这个词牌据说来自虞姬,与当年霸王别姬的“虞兮”之叹有着密切的关系。因为身体上都有“重(chóng)瞳”的特征,李后主与项羽在冥冥之中有着某种联系。更巧的是,据说李煜的这首《虞美人》是他的生日也是忌日那一天所作,与霸王别姬有着同样的凄楚。因为后主那流不尽的愁,《虞美人》词牌又有“一江春水”的别名。
在中国词史上,纳兰性德是历来公认的词风最像后主的人。阳羡词派著名代表陈维嵩就曾评价:“饮水词哀感顽艳,得南唐二主之遗。”周之琦曾说:“纳兰容若,南唐李重光后身也。”梁启超也曾说过:“容若小词,直追后主。”
这种相似,最显眼的地方莫过于词句、意境的直接化用了。从今天这首词来看,上半片就跟李后主的两句词直接相关。一句来自我们曾经提到的,描写后主与小周后幽会的《菩萨蛮》:“画堂南畔见,一晌偎人颤。”另一句则是大家十分熟悉的《虞美人》中的名句:“故国不堪回首月明中。”
“曲阑深处重相见,匀泪偎人颤”与“画堂南畔见,一晌偎人颤”,是形似。后主笔下的小周后,娇憨俏皮,尽显小儿女的情态和初恋的青涩甜蜜。而纳兰笔下的女子,则带着岁月的凄楚与柔美,楚楚动人。“最是不胜清怨月明中”其实还化用了另一位古人的诗句,唐代钱起的《归雁诗》:“二十五弦弹月夜,不胜清怨却飞来。”“月”和“不胜清怨”都由此而来,但这只是形似,与“故国不堪回首月明中”,则是韵律与情绪间的神似。
可这种相似间又有不同。毕竟,南唐的月不同于清初的月,纳兰的明月也不是后主的明月。不知朋友们是否还记得我们曾讲过的那个梦,梦中亡妻卢氏对容若说:“衔恨愿为天上月,年年犹得向郎圆。”两者结合起来,我们或许就能够理解,面对明月,没有经历过国破家亡的纳兰,为何会产生厚重到难以承受的“清怨”;也更能理解,这首词中的女主人公究竟是谁了。
这首词也许仅仅缘自纳兰性德的一个梦。
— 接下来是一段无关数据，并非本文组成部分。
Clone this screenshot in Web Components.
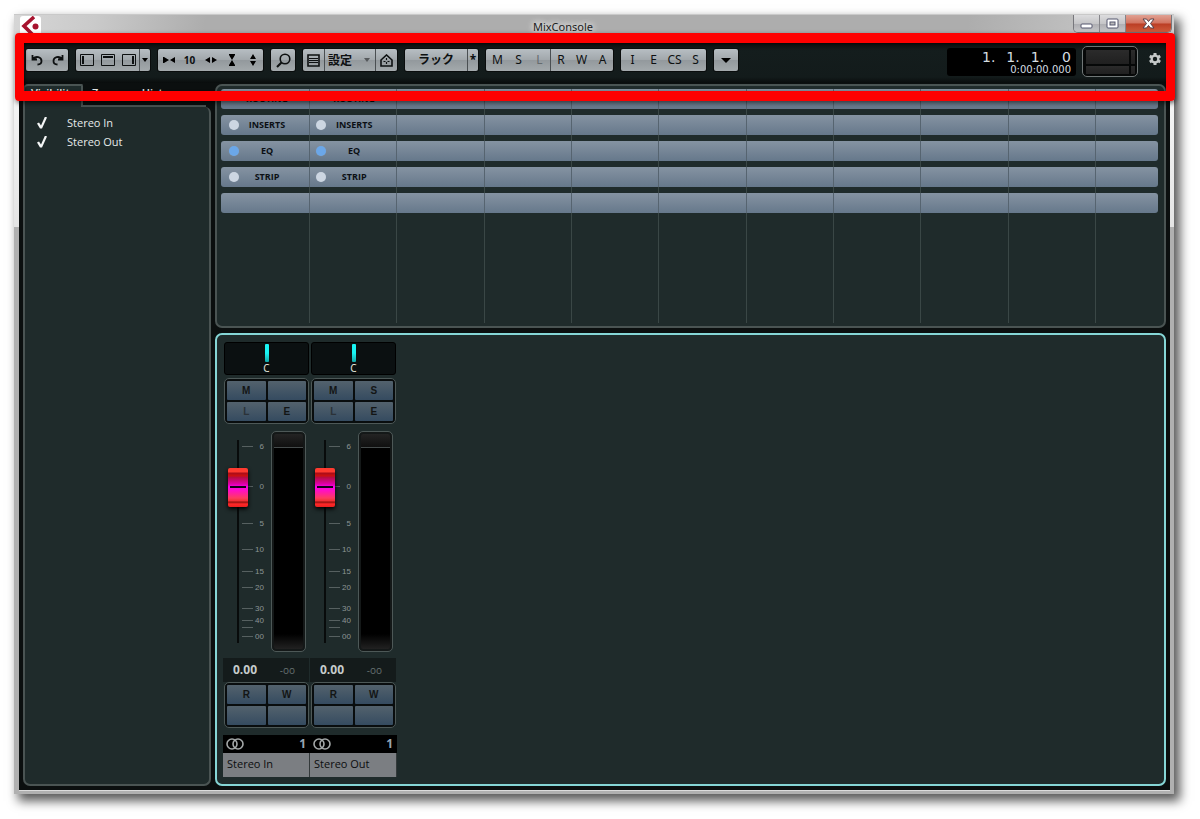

梦中,词人在曾经携手的曲阑深处又一次见到了逝去的爱妻,并且真切地感受到她倚在自己怀里哭泣的轻颤。花影低垂处,他向爱妻诉说着生离死别后的思念。告诉她,年年月圆之夜,他都会想起那个梦,备感凄凉。他知道,卢氏对自己的思念丝毫不会亚于自己。因为,他们原是这世间最心有灵犀的一对璧人。
“分”是“料想”的意思。“山枕”是山形的枕头,两端凸起中间低凹。“檀痕”是夹杂着香粉的泪痕。“涴”是“浸渍、染上”的意思。后三个词可以说属于典型的花间词用语,晚唐五代那些困守闺中,寂寥无奈的女子,常常就将时间消耗在那些精致的物件之间。花间词的雕琢香艳跟女子对自己和室内装饰的关注如出一辙。
但花间词到了李后主手里,渐渐脱去了香艳之气而带上了士大夫的骨骼。到了纳兰手里,更因其情感之真切与眼光之自然而洗净铅华,别有一番“清怨”意味。
此时容若应该还没有续娶。梦中醒来,看到身边空空如也,知道不过是梦境一场,心灰意冷处,他相信自己今生很难再爱上另一个女子,打定主意孤独终老。枕头上还残留着卢氏生前的脂粉香,纳兰回忆往事,潸然泪下。脑海中挥之不去的,是卢氏坐在窗前,在罗裙上细细描摹折枝花样的背影。香烟袅袅,岁月静好,曾经一度以为,那会是一生。